• WORK TO BE COMPLETED: Return the material exactly, first line through the line containing "MdAttachFile, MdFormatListBulleted, MdFormatListNumbered", and nothing more. Pictures stay out.

--- begin SUPPLIED MATERIAL ---

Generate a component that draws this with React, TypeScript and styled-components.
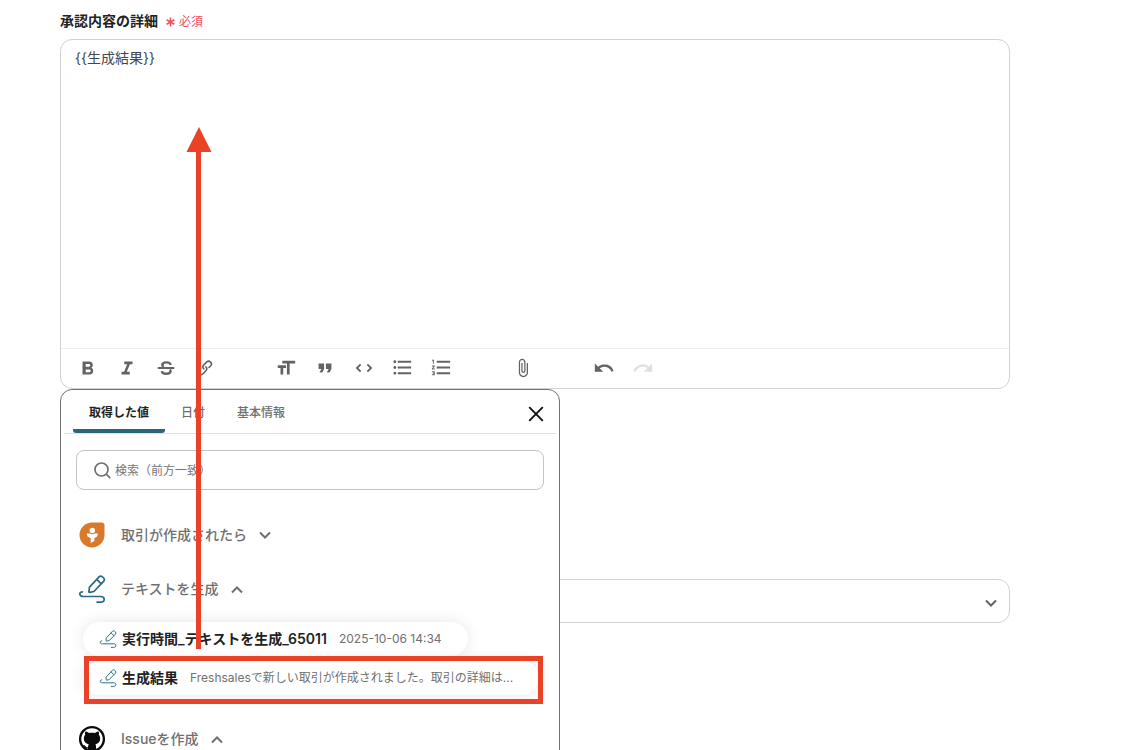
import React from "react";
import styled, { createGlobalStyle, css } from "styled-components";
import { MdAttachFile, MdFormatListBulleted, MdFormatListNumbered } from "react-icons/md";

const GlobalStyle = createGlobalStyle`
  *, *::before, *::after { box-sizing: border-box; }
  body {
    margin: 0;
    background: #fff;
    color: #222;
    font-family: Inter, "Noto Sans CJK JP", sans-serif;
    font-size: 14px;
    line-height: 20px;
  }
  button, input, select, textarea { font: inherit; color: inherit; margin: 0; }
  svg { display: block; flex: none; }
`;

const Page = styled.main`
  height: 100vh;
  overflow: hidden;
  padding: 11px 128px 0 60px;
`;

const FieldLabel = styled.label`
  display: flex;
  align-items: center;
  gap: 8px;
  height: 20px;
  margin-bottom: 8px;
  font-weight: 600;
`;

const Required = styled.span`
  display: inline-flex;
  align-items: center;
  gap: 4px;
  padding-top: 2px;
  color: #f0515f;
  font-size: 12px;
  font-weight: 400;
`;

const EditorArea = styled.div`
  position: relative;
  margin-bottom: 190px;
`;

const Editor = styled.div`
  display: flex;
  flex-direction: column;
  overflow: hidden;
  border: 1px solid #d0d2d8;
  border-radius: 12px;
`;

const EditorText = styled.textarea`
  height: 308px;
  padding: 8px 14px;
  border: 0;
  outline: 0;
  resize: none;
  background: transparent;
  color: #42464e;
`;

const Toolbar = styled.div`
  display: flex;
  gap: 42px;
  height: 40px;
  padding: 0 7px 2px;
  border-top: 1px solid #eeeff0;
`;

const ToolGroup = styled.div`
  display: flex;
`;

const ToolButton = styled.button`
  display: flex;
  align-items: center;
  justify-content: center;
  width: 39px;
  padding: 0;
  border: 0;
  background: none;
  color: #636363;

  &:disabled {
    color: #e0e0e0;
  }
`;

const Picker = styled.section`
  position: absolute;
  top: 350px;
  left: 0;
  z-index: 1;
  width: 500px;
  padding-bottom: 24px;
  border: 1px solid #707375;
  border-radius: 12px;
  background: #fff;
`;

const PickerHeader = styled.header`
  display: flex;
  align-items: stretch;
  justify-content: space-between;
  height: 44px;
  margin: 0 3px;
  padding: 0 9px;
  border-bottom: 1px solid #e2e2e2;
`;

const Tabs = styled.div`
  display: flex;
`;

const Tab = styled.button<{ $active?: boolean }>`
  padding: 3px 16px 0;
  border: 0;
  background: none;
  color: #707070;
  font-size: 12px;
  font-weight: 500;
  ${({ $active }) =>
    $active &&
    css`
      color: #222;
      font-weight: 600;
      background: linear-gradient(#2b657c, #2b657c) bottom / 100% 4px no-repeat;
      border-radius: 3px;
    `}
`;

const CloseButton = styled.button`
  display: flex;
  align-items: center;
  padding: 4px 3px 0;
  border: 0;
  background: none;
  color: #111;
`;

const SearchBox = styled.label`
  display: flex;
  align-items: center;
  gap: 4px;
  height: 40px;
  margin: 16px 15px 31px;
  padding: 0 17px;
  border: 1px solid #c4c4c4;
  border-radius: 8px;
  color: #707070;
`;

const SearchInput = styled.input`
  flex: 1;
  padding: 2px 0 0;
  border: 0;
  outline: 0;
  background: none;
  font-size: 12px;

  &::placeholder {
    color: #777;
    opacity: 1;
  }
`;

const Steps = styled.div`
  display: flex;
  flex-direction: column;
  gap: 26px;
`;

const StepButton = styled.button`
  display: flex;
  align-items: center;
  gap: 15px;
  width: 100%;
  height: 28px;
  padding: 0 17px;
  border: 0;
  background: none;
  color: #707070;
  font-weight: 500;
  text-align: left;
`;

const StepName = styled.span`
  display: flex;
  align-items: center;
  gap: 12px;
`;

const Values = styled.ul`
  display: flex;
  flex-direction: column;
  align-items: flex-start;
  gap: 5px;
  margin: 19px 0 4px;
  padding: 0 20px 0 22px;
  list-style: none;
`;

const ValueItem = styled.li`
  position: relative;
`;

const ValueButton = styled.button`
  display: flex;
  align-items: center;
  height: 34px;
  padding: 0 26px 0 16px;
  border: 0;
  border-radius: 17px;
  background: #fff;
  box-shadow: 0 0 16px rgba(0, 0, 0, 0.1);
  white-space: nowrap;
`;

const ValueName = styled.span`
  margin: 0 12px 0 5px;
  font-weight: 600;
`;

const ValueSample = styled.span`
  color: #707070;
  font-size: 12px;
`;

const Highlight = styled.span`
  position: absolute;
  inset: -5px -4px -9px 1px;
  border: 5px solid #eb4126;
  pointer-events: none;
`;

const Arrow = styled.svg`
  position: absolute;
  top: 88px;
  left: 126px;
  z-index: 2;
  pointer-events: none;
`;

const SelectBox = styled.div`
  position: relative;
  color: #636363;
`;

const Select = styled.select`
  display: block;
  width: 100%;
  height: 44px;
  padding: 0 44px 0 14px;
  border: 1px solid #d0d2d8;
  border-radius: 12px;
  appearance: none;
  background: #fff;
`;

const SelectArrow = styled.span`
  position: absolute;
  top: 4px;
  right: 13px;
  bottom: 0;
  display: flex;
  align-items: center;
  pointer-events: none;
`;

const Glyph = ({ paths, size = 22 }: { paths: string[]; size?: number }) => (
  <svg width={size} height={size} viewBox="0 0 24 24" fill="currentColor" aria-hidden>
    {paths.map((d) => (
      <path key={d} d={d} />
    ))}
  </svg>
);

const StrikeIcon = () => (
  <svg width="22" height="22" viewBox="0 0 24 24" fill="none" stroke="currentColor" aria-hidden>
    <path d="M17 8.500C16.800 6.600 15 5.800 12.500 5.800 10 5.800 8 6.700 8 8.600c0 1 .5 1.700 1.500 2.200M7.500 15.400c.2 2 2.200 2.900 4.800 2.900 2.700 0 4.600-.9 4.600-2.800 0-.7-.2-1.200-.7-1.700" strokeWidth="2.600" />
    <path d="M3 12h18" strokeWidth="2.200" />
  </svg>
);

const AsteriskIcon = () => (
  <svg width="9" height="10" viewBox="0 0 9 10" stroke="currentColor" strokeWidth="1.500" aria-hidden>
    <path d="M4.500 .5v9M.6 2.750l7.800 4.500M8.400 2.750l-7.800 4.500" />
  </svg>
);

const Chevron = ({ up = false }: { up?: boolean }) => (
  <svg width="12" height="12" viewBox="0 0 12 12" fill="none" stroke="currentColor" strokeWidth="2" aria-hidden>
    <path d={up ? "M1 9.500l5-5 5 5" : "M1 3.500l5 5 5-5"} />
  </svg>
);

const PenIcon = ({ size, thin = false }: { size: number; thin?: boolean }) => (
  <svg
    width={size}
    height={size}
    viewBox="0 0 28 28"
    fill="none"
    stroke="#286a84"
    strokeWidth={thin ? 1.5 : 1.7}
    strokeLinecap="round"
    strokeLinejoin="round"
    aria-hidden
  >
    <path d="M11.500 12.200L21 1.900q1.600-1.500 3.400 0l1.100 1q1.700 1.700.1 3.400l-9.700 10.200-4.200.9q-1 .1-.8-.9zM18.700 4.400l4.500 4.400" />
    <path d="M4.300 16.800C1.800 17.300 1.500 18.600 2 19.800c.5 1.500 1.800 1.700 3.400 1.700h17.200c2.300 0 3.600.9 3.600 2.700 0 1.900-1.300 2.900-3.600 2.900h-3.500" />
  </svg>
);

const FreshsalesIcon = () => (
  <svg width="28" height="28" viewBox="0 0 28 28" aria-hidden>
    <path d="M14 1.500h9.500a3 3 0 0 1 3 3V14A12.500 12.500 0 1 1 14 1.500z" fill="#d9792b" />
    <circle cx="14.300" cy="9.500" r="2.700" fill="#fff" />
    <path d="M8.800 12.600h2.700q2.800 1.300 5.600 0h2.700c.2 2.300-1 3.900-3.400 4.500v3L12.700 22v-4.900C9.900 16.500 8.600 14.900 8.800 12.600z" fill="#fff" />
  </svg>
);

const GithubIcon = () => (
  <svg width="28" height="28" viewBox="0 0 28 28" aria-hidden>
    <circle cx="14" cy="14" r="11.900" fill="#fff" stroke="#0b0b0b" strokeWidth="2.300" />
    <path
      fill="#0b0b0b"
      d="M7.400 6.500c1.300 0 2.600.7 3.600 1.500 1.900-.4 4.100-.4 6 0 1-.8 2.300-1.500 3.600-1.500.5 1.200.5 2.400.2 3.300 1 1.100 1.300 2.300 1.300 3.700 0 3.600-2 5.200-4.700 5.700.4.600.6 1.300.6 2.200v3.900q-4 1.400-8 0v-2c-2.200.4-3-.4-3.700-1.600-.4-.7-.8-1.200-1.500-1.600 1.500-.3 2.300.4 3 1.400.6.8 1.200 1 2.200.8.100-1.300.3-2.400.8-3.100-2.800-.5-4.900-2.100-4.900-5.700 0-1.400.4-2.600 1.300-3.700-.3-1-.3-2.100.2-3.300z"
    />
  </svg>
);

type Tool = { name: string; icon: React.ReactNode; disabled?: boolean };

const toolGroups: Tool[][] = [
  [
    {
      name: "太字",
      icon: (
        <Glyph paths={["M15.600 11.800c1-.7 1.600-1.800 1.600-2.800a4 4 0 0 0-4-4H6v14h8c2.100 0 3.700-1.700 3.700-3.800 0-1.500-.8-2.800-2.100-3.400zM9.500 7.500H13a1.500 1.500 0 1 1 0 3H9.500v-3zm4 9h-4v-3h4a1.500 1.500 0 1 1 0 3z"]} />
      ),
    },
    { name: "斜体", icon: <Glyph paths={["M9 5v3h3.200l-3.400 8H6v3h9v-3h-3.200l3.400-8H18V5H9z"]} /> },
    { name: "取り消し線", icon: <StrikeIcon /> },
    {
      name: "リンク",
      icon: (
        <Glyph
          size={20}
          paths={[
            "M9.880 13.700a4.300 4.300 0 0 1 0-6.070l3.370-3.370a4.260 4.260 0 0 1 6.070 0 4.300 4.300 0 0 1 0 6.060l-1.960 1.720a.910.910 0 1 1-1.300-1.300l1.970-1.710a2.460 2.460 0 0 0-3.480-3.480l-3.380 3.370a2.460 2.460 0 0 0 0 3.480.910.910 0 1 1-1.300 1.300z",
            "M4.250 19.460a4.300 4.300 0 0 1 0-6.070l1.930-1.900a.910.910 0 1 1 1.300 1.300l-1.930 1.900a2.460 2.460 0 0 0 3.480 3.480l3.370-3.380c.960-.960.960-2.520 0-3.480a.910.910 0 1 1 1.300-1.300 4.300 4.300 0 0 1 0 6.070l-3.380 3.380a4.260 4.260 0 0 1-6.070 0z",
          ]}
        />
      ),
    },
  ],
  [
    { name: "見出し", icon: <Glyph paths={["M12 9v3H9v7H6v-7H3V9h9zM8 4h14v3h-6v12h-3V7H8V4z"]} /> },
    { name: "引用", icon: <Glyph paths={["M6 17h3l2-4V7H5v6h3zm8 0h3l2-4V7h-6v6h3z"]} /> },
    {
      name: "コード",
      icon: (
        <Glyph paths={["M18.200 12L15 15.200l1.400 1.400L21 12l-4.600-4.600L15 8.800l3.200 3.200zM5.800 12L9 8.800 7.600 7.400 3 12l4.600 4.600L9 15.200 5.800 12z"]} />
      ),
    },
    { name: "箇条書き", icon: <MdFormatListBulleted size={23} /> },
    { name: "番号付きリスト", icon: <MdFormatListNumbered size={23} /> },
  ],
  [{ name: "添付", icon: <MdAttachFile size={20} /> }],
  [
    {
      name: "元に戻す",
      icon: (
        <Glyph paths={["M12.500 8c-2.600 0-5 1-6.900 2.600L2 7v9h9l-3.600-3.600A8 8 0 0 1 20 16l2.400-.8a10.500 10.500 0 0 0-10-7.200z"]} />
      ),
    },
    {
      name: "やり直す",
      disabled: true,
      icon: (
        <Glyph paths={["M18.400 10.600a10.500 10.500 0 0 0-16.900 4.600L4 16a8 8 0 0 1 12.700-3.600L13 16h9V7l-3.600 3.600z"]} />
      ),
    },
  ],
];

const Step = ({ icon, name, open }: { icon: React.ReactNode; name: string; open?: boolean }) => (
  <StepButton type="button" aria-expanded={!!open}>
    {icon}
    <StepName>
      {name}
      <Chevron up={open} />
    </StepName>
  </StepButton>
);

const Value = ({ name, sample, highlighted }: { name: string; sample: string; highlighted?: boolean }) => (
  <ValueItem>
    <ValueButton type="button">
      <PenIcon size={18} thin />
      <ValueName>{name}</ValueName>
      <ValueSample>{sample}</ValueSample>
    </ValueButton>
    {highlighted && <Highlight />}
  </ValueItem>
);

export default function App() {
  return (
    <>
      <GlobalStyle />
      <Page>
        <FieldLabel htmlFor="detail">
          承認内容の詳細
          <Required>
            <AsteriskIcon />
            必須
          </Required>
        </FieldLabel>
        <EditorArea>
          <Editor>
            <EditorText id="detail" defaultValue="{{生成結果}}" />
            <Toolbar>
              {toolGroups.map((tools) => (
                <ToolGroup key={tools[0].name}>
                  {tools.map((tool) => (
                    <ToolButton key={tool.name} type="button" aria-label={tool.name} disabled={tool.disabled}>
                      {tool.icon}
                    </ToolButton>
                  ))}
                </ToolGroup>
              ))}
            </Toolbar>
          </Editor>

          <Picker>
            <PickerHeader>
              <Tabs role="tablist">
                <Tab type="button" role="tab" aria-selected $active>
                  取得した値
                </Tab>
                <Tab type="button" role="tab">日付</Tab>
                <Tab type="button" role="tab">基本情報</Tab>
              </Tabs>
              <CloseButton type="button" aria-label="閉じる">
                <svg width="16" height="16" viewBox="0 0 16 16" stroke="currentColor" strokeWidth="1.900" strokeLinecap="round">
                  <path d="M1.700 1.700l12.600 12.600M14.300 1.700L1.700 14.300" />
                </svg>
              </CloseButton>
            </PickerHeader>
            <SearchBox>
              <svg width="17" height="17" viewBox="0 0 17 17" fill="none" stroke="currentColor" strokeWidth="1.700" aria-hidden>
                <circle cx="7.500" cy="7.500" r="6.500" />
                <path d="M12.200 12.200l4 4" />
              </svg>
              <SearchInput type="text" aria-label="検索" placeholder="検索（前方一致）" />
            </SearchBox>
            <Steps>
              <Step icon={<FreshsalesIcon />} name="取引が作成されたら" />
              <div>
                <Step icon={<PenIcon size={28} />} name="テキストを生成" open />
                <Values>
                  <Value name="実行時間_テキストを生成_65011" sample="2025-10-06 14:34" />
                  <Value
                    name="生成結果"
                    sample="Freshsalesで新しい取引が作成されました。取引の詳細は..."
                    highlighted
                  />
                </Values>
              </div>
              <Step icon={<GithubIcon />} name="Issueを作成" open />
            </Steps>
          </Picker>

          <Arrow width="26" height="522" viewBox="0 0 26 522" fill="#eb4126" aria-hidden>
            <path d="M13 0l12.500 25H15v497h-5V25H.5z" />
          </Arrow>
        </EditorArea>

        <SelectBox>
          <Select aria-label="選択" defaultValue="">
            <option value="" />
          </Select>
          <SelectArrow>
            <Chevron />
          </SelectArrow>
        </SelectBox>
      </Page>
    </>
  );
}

--- end SUPPLIED MATERIAL ---

• SOLUTION:
Generate a component that draws this with React, TypeScript and styled-components.
import React from "react";
import styled, { createGlobalStyle, css } from "styled-components";
import { MdAttachFile, MdFormatListBulleted, MdFormatListNumbered } from "react-icons/md";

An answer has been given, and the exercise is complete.